Monday, January 20, 2014

Hayden: Business Tax Cut Hard on Small Shops

By Maureen Hayden in the Anderson Herald-Bulletin:

Six years ago, Nate Richardson was launching a company from an old ambulance owned by his business partner and taking meetings at a library near his home.

Now the Marine veteran counts the Indiana Pacers and Walt Disney Resorts among his customers. His product: A non-toxic agent that kills, then protects against, antibiotic-resistant super-bugs. The Pacers use his stuff to guard against the potentially deadly staph infections that have taken root in some NBA and NFL locker rooms – and other places where sweaty people gather.

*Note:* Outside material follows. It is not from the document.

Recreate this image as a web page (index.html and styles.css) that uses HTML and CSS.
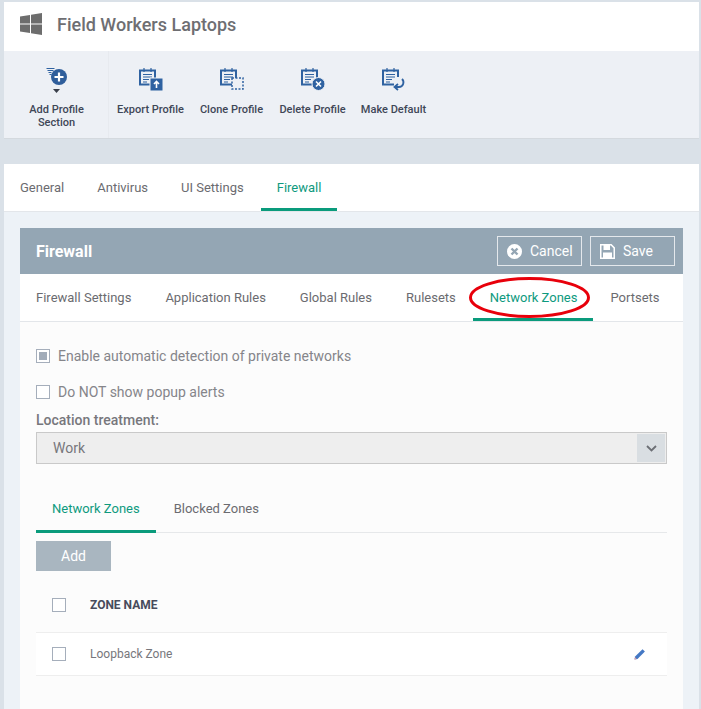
FILE: index.html
```html
<!DOCTYPE html>
<html lang="en">
<head>
<meta charset="utf-8">
<title>Field Workers Laptops</title>
<link rel="stylesheet" href="styles.css">
</head>
<body>
<div class="page">
  <header class="title-bar">
    <svg class="win-logo" width="23" height="22" viewBox="0 0 23 22"><path fill="#6d6d6d" d="M0 3.500 10 2v8.500H0zM11 1.800 22 0v10.500H11zM0 11.500h10V20L0 18.500zM11 11.500h11V22l-11-1.800z"/></svg>
    <h1 class="title">Field Workers Laptops</h1>
  </header>
  <nav class="toolbar">
    <div class="tool tool-first">
      <svg class="tool-icon" width="24" height="28" viewBox="0 0 24 28"><g fill="none" stroke="#2f62a1"><path d="M1.500 1.500h8M2.500 3.500h6M3.500 5.500h3M4.500 7.500h2"/></g><circle cx="14" cy="10" r="8" fill="#2f5e9b"/><path d="M14 5.500v9M9.500 10h9" stroke="#fff" stroke-width="2.200"/><path d="M8 22h7l-3.500 4z" fill="#3a3f4a"/></svg>
      <span class="tool-label">Add Profile Section</span>
    </div>
    <div class="tool tool-export">
      <svg class="tool-icon" width="24" height="24" viewBox="0 0 24 24"><path d="M1 3.500h15v14H1z" fill="none" stroke="#2f62a1" stroke-width="2"/><path d="M5 1v4M12 1v4M4 7.500h9M4 10h9M4 12.500h6M4 15h4" stroke="#2f62a1" stroke-width="1.200"/><path d="M11 11h13v13H11z" fill="#2f62a1" stroke="#edf0f5"/><path d="M17.500 21v-6M15 17l2.500-2.500L20 17" stroke="#fff" stroke-width="1.600" fill="none"/></svg>
      <span class="tool-label">Export Profile</span>
    </div>
    <div class="tool tool-clone">
      <svg class="tool-icon" width="24" height="24" viewBox="0 0 24 24"><path d="M1 3.500h15v14H1z" fill="none" stroke="#2f62a1" stroke-width="2"/><path d="M5 1v4M12 1v4M4 7.500h9M4 10h9M4 12.500h6M4 15h4" stroke="#2f62a1" stroke-width="1.200"/><path d="M12 11h11v11H12z" fill="#edf0f5" stroke="#2f62a1" stroke-width="1.500" stroke-dasharray="2 1.500"/></svg>
      <span class="tool-label">Clone Profile</span>
    </div>
    <div class="tool tool-delete">
      <svg class="tool-icon" width="24" height="24" viewBox="0 0 24 24"><path d="M1 3.500h15v14H1z" fill="none" stroke="#2f62a1" stroke-width="2"/><path d="M5 1v4M12 1v4M4 7.500h9M4 10h9M4 12.500h6M4 15h4" stroke="#2f62a1" stroke-width="1.200"/><circle cx="17.500" cy="17" r="6.500" fill="#2f62a1" stroke="#edf0f5"/><path d="M15 14.500l5 5M20 14.500l-5 5" stroke="#fff" stroke-width="1.600"/></svg>
      <span class="tool-label">Delete Profile</span>
    </div>
    <div class="tool tool-default">
      <svg class="tool-icon" width="24" height="24" viewBox="0 0 24 24"><path d="M16 10V3.500H1v14h11" fill="none" stroke="#2f62a1" stroke-width="2"/><path d="M5 1v4M12 1v4M4 7.500h9M4 10h9M4 12.500h6M4 15h4" stroke="#2f62a1" stroke-width="1.200"/><path d="M20 12c3 3 1 8-3 8h-4M16 17l-3.500 3 3.500 3" fill="none" stroke="#2f62a1" stroke-width="1.800"/></svg>
      <span class="tool-label">Make Default</span>
    </div>
  </nav>
  <div class="spacer"></div>
  <div class="main-tabs">
    <span class="tab tab-general">General</span>
    <span class="tab tab-antivirus">Antivirus</span>
    <span class="tab tab-ui">UI Settings</span>
    <span class="tab tab-firewall active">Firewall</span>
  </div>
  <main class="outer">
    <section class="panel">
      <div class="panel-head">
        <h2 class="panel-title">Firewall</h2>
        <div class="panel-actions">
          <button class="head-btn btn-cancel" type="button">
            <svg width="15" height="15" viewBox="0 0 15 15"><circle cx="7.500" cy="7.500" r="7.500" fill="#fff"/><path d="M4.500 4.500l6 6M10.500 4.500l-6 6" stroke="#94a6b4" stroke-width="2.400"/></svg>
            Cancel
          </button>
          <button class="head-btn btn-save" type="button">
            <svg width="15" height="15" viewBox="0 0 15 15"><path fill="#fff" fill-rule="evenodd" d="M0 0h11.500L15 3.500V15H0zM1.500 1.500v12h12V4.200L10.800 1.500zM3.500 1.500h6.500V6H3.500zM3 8.500h9v5H3z"/></svg>
            Save
          </button>
        </div>
      </div>
      <div class="sub-tabs">
        <span class="sub-tab st-settings">Firewall Settings</span>
        <span class="sub-tab st-app">Application Rules</span>
        <span class="sub-tab st-global">Global Rules</span>
        <span class="sub-tab st-rulesets">Rulesets</span>
        <span class="sub-tab st-zones active">Network Zones</span>
        <span class="sub-tab st-portsets">Portsets</span>
        <svg class="callout" width="121" height="45" viewBox="0 0 121 45"><ellipse cx="60.500" cy="22.500" rx="59" ry="19" fill="none" stroke="#e8000b" stroke-width="3"/></svg>
      </div>
      <div class="panel-body">
        <label class="check-row row-auto"><span class="box checked"></span>Enable automatic detection of private networks</label>
        <label class="check-row row-popup"><span class="box"></span>Do NOT show popup alerts</label>
        <div class="field-label">Location treatment:</div>
        <div class="select">
          <span class="select-value">Work</span>
          <span class="select-arrow"><svg width="11" height="7" viewBox="0 0 11 7"><path d="M1 1l4.500 4.500L10 1" fill="none" stroke="#6c6f75" stroke-width="1.800"/></svg></span>
        </div>
        <div class="inner-tabs">
          <span class="inner-tab active">Network Zones</span>
          <span class="inner-tab it-blocked">Blocked Zones</span>
        </div>
        <button class="add-btn" type="button">Add</button>
        <div class="zone-head">
          <span class="box"></span>
          <span class="zone-col">ZONE NAME</span>
        </div>
        <div class="zone-row">
          <span class="box"></span>
          <span class="zone-name">Loopback Zone</span>
          <svg class="edit" width="12" height="12" viewBox="0 0 12 12"><path d="M0.500 11.500l.6-3L8.500 1.200l2.400 2.400-7.400 7.300z" fill="#4478c4"/><path d="M0.500 11.500l.5-2.200 1.700 1.700z" fill="#e59aa0"/></svg>
        </div>
      </div>
    </section>
  </main>
</div>
</body>
</html>
```

FILE: styles.css
```css
* { box-sizing: border-box; }
html, body { margin: 0; height: 100%; }
body {
  background: #dae1e8;
  font-family: Roboto, "Liberation Sans", sans-serif;
  color: #6b6b70;
  overflow: hidden;
}
.page { height: 709px; margin: 0 2px 0 4px; padding-top: 2px; display: flex; flex-direction: column; }

.title-bar { height: 49px; background: #fff; display: flex; align-items: center; padding: 0 0 4px 16px; }
.win-logo { margin-right: 14px; margin-top: -1px; flex: none; }
.title { margin: 0; font-size: 18px; font-weight: 500; color: #6e6e72; line-height: 1; }

.toolbar { height: 88px; background: #edf0f5; border-bottom: 1px solid #d4d9de; display: flex; align-items: flex-start; }
.tool { display: flex; flex-direction: column; align-items: center; padding-top: 16px; width: 81px; flex: none; }
.tool-first { width: 105px; border-right: 1px solid #e7eaef; height: 87px; padding: 16px 0 0 1px; margin-right: 1px; }
.tool-icon { display: block; height: 24px; margin-bottom: 12px; flex: none; }
.tool-first .tool-icon { height: 28px; margin-bottom: 8px; }
.tool-label { font-size: 11px; font-weight: 500; color: #3f4757; line-height: 13px; text-align: center; white-space: nowrap; }
.tool-first .tool-label { white-space: normal; width: 70px; }

.spacer { height: 25px; flex: none; }

.main-tabs { height: 48px; flex: none; background: #fff; border-bottom: 1px solid #e3e6ea; display: flex; }
.tab { font-size: 13px; line-height: 47px; height: 47px; padding: 0 16.500px; color: #6b6b70; }
.tab-general { padding-left: 16px; }
.tab.active { color: #0e9a7e; border-bottom: 3px solid #0a9b7c; padding: 0 16px; margin: 0 0.500px; }

.outer { flex: 1; background: #edf2f7; padding: 16px 16px 0; }
.panel { height: 100%; background: #fcfcfc; }
.panel-head { height: 46px; background: #94a6b4; display: flex; align-items: center; justify-content: space-between; padding: 0 8px 0 16px; }
.panel-title { margin: 0; font-size: 16px; font-weight: 700; color: #fff; }
.panel-actions { display: flex; gap: 8px; }
.head-btn { height: 30px; background: transparent; border: 1px solid #e4e8ec; color: #fff; font: 400 14px Roboto, "Liberation Sans", sans-serif; display: flex; align-items: center; gap: 8px; padding: 0 9px; }
.head-btn svg { flex: none; }
.btn-cancel { width: 85px; }
.btn-save { width: 85px; }

.sub-tabs { position: relative; height: 48px; background: #fff; border-bottom: 1px solid #e3e6ea; display: flex; }
.sub-tab { font-size: 13px; line-height: 47px; height: 47px; padding: 0 17px; white-space: nowrap; color: #6b6b70; }
.st-settings { padding-left: 16px; }
.st-zones { padding-right: 16px; }
.sub-tab.active { color: #0e9a7e; border-bottom: 3px solid #0a9b7c; }
.callout { position: absolute; left: 449px; top: 1px; }

.panel-body { padding: 0 16px; }
.check-row { display: flex; align-items: center; font-size: 14px; color: #85858a; height: 20px; }
.row-auto { margin-top: 24px; }
.row-popup { margin-top: 16px; }
.box { width: 14px; height: 14px; border: 1px solid #a5aebb; background: #fff; flex: none; display: block; }
.check-row .box { margin-right: 8px; }
.box.checked { position: relative; }
.box.checked::after { content: ""; position: absolute; inset: 2px; background: #a2acb9; }
.field-label { font-size: 14px; font-weight: 500; color: #77777c; line-height: 20px; margin-top: 8px; }
.select { height: 32px; margin-top: 2px; background: #eee; border: 1px solid #c9c9c9; display: flex; justify-content: space-between; align-items: center; padding-left: 16px; font-size: 14px; color: #77777c; }
.select-arrow { width: 28px; height: 28px; margin-right: 1px; background: #d9dee2; display: flex; align-items: center; justify-content: center; }

.inner-tabs { margin-top: 24px; height: 45px; border-bottom: 1px solid #e6e8ea; display: flex; }
.inner-tab { font-size: 13px; line-height: 41px; height: 45px; padding: 0 16px; color: #6b6b70; margin-right: 2px; }
.inner-tab.active { color: #0e9a7e; border-bottom: 3px solid #0a9b7c; }

.add-btn { display: block; margin-top: 8px; width: 75px; height: 30px; background: #a9b6c0; border: 0; color: #fff; font: 400 14px Roboto, "Liberation Sans", sans-serif; }

.zone-head { height: 62px; padding: 6px 0 0 16px; border-bottom: 1px solid #eee; display: flex; align-items: center; }
.zone-col { margin-left: 24px; font-size: 12px; font-weight: 700; color: #474b5b; }
.zone-row { height: 43px; background: #fff; border-bottom: 1px solid #eee; display: flex; align-items: center; padding-left: 16px; }
.zone-name { margin-left: 24px; font-size: 12px; color: #77777c; }
.edit { margin-left: auto; margin-right: 21px; }
```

Those super-bugs, spreading in number, are a growth industry for Richardson, an Indiana native who left home after graduating from Indiana State University. He moved back to launch his business, now in the Flagship Enterprise Center, a business incubator in Anderson that grows advanced manufacturing start-ups.

Last year, Richardson sealed his commitment to the city when he pulled his company’s bottling and packaging lines out of Illinois and Wisconsin, where they’d been outsourced, to bring them home to Anderson.

His is the story that Indiana boosters like to tell, which is why he was in the audience at Gov. Mike Pence’s State of the State speech last week. The governor invited him there to be the human face of an ambitious plan to eliminate the business personal property tax.

Pence needs the help. His plan has met with mighty resistance from local government and schools officials fearful of losing a $1 billion revenue stream that springs from the tax.

Legislative leaders have offered watered-down proposals to begin phasing out the tax. A House bill would give counties the option of eliminating the tax on all new business equipment. A Senate bill would eliminate the tax for small businesses, cut the corporate income tax, and set up a blue-ribbon commission to study the matter.

Richardson just wants it to go. “When I buy equipment, like the bottling unit that costs $75,000, I pay the sales tax on it,” he said. “But then, every year after, I have to pay taxes on it again. Everything I’ve got is taxed – the equipment, the mixers, the tables. Even my chairs.”